I’ve been on a camp this weekend with a bunch of people from the Elim church I go to down here. I have very much enjoyed it, especially having the chance to get to know people better. I also feel I learnt a lot about the vision for the student ministry here which has me excited about the future.
For all the many good things that happened, however, it did get me questioning a number of things. Basically I find Pentecostal worship funny, and awkward, and awkward because I find it funny, and generally just not that spiritually uplifting. Anyway, I have a couple of specific things to say.

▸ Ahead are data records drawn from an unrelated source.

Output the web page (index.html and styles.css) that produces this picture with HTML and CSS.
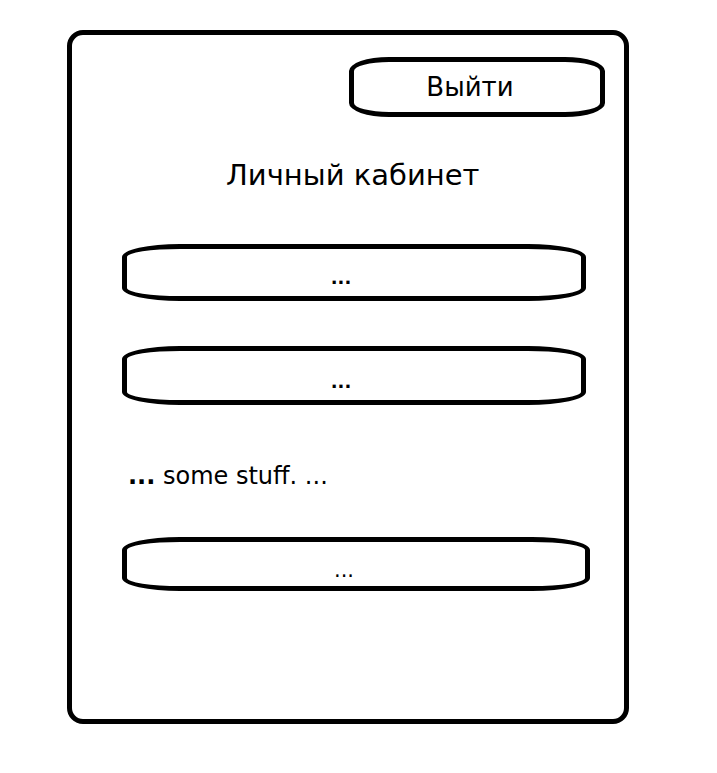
FILE: index.html
```html
<!DOCTYPE html>
<html>
<head>
    <title>Личный кабинет</title>
    <link rel="stylesheet" href="styles.css">
</head>
<body>
    <div class="frame">
        <div class="top-row">
            <button class="logout">Выйти</button>
        </div>
        <h1 class="title">Личный кабинет</h1>
        <div class="field field-first"><span class="dots">...</span></div>
        <div class="field field-second"><span class="dots">...</span></div>
        <p class="stuff"><b>...</b> some stuff. ...</p>
        <div class="field field-third"><span class="dots plain">...</span></div>
    </div>
</body>
</html>
```

FILE: styles.css
```css
body {
    margin: 0;
    padding: 0;
    background: #fff;
    font-family: "DejaVu Sans", Verdana, sans-serif;
    color: #000;
}

.frame {
    box-sizing: border-box;
    margin: 30px 0 0 67px;
    width: 562px;
    height: 694px;
    border: 5px solid #000;
    border-radius: 16px;
    padding: 22px 0 0 50px;
}

.top-row {
    display: flex;
    justify-content: flex-end;
    padding-right: 19px;
}

.logout {
    box-sizing: border-box;
    width: 256px;
    height: 60px;
    background: #fff;
    border: 5px solid #000;
    border-radius: 40px / 14px;
    font-family: inherit;
    font-size: 26px;
    color: #000;
    padding: 0 14px 0 0;
}

.title {
    margin: 38px 0 0 0;
    padding-left: 104px;
    font-size: 29px;
    font-weight: normal;
    line-height: 40px;
}

.field {
    box-sizing: border-box;
    width: 464px;
    height: 57px;
    border: 5px solid #000;
    border-radius: 58px / 13px;
    display: flex;
    justify-content: center;
    align-items: flex-end;
    padding-bottom: 8px;
}

.field-first {
    margin-top: 49px;
}

.field-second {
    margin-top: 45px;
    height: 59px;
}

.field-third {
    margin-top: 47px;
    width: 468px;
    height: 54px;
    padding-bottom: 6px;
}

.dots {
    color: #000;
    font-weight: bold;
    font-size: 18px;
    line-height: 20px;
    padding-right: 26px;
}

.dots.plain {
    font-size: 21px;
    font-weight: normal;
    padding-right: 24px;
}

.stuff {
    margin: 57px 0 0 6px;
    font-size: 24px;
    line-height: 28px;
}

.stuff b {
    font-size: 24px;
}
```
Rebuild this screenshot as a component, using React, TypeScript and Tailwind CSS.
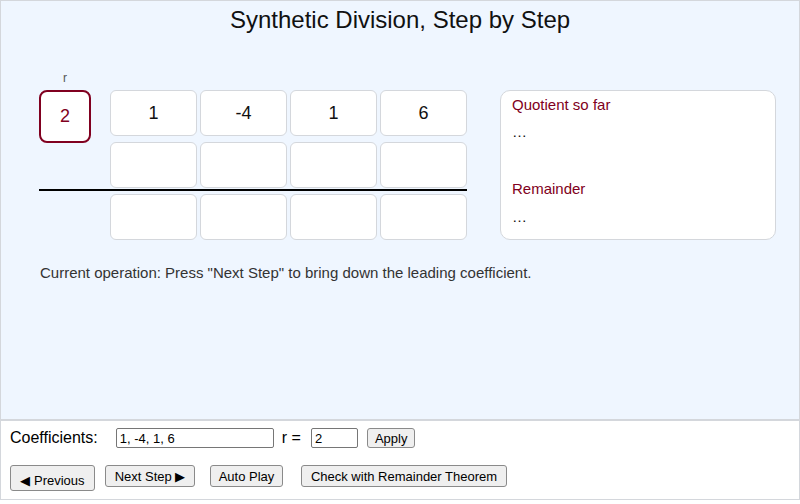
const coefficients = ['1', '-4', '1', '6']
const emptyRow = ['', '', '', '']

const Cell = ({ value }: { value: string }) => (
  <div className="flex h-[46px] w-[87px] items-center justify-center rounded-[6px] border border-[#d4d7dc] bg-white text-[18px] text-[#111]">
    {value}
  </div>
)

const CellRow = ({ values }: { values: string[] }) => (
  <div className="grid grid-cols-[87px_87px_87px_87px] gap-[3px]">
    {values.map((v, i) => (
      <Cell key={i} value={v} />
    ))}
  </div>
)

const Btn = ({ label, className }: { label: string; className?: string }) => (
  <button
    className={
      'rounded-[3px] border border-[#8a8a8a] bg-[#efefef] px-[7px] text-[13px] leading-[15px] text-black ' +
      (className ?? '')
    }
  >
    {label}
  </button>
)

const App = () => {
  return (
    <div className="h-[504px] w-[800px] bg-white font-['Liberation_Sans',Arial,sans-serif]">
      <div className="h-[420px] border border-[#d4d7dc] bg-[#eff6ff]">
        <h1 className="pt-[5px] text-center text-[24px] leading-[28px] text-[#111]">
          Synthetic Division, Step by Step
        </h1>

        <div className="mt-[37px] flex items-start">
          <div className="ml-[38px] w-[428px]">
            <div className="w-[52px] text-center text-[12px] leading-[14px] text-[#555]">r</div>
            <div className="mt-[5px] flex h-[46px] items-start">
              <div className="flex h-[53px] w-[52px] shrink-0 items-center justify-center rounded-[8px] border-2 border-[#800020] bg-white text-[18px] text-[#800020]">
                2
              </div>
              <div className="ml-[19px]">
                <CellRow values={coefficients} />
              </div>
            </div>
            <div className="mt-[6px] ml-[71px]">
              <CellRow values={emptyRow} />
            </div>
            <div className="mt-[1px] h-[2px] bg-black" />
            <div className="mt-[3px] ml-[71px]">
              <CellRow values={emptyRow} />
            </div>
          </div>

          <div className="mt-[19px] ml-[33px] h-[150px] w-[276px] rounded-[10px] border border-[#d4d7dc] bg-white px-[11px] pt-[5px] text-[15px] leading-[18px]">
            <div className="text-[#800020]">Quotient so far</div>
            <div className="mt-[9px] text-[#111]">…</div>
            <div className="mt-[39px] text-[#800020]">Remainder</div>
            <div className="mt-[10px] text-[#111]">…</div>
          </div>
        </div>

        <p className="mt-[24px] ml-[39px] text-[15px] leading-[18px] text-[#333]">
          Current operation: Press "Next Step" to bring down the leading coefficient.
        </p>
      </div>

      <div className="h-[80px] border border-[#d4d7dc] bg-white px-[9px] text-black">
        <div className="mt-[7px] flex h-[20px] items-center">
          <span className="text-[16px] leading-[20px]">Coefficients:</span>
          <input
            defaultValue="1, -4, 1, 6"
            className="ml-[18px] h-[20px] w-[158px] rounded-[2px] border border-[#767676] bg-white px-[3px] text-[13px] leading-[18px] text-black"
          />
          <span className="ml-[8px] text-[16px] leading-[20px]">r =</span>
          <input
            defaultValue="2"
            className="ml-[10px] h-[20px] w-[47px] rounded-[2px] border border-[#767676] bg-white px-[3px] text-[13px] leading-[18px] text-black"
          />
          <Btn label="Apply" className="ml-[9px] h-[20px]" />
        </div>

        <div className="mt-[17px] flex items-start">
          <Btn label="◀ Previous" className="h-[26px] w-[85px] pt-[4px]" />
          <Btn label="Next Step ▶" className="ml-[10px] h-[22px] w-[90px]" />
          <Btn label="Auto Play" className="ml-[15px] h-[22px] w-[73px]" />
          <Btn label="Check with Remainder Theorem" className="ml-[18px] h-[22px] w-[206px]" />
        </div>
      </div>
    </div>
  )
}

export default App
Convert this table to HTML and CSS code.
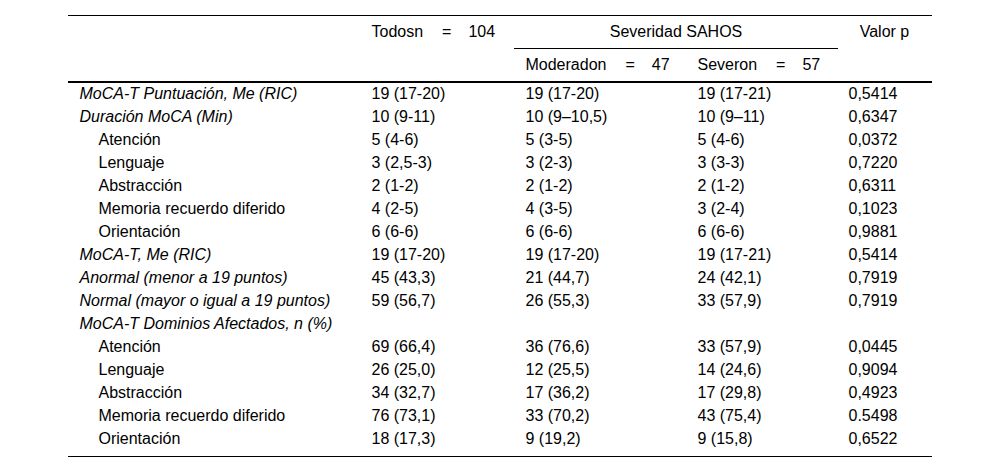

A phrase I heard a lot over the weekend was “offer your heart to God” or something to that effect. We sang the song “This is my desire” a few times, the chorus including: “Lord I give you my heart/ I give you my soul, I live for you alone.” A constant emphasis on this kind of ‘me-offering-everything-to-God’ thinking makes me feel awkward. I don’t want to outright slam it, because there is some kind of theological backing to it in verses like Romans 12:1, however there is another level that makes me uneasy.
The context in which it is so often said seems to imply that in offering our hearts and souls to God, we are offering something of value. It is as if we expect God to turn around and say “thank you so much for offering me that, I really needed it,” as if we are doing him a favour. Instead I think we come to God with hearts tainted by sin, and so in saying ‘here’s my heart’ we are offering something offensive to God. The amazing thing is that he still accepts it, forgives us, gives us a pure heart and enjoys our praises. But observe the difference because it is crucial, in ‘offering your heart’ because you are thinking you are doing God a favour, you rob God of his glory and claim some for yourself. In offering yourself because you recognise how in need of a saviour you are, you declare God as the only benefactor, and hence bring him all the glory. I don’t think I need to say which is a more God-honouring form of praise.
I also get sick of people speaking about 'hearing from God' (in the still small voice variety) in a way that makes it seem like it is the norm, or worse, the only way to hear from God. What annoys me is that it implicitly belittles the Bible as a way God speaks to his people. I know most of those people would never say the Bible isn't God's word, but it seems that they would far rather God speak individually to them in their head than take the time to study the Word to find the gold within it. This is obviously an overly simplified and harsh analysis, but I think there's something valid in it.
I've written way more than I intended to, but before I close I must say the last thing I want to do is make it seem like a bad camp. I appreciated the effort the various speakers put into their talks, and learnt a lot from them. A lot of good stuff happened and I do love it how God chooses to dwell and work among us. But I think we've still got a lot of things to improve.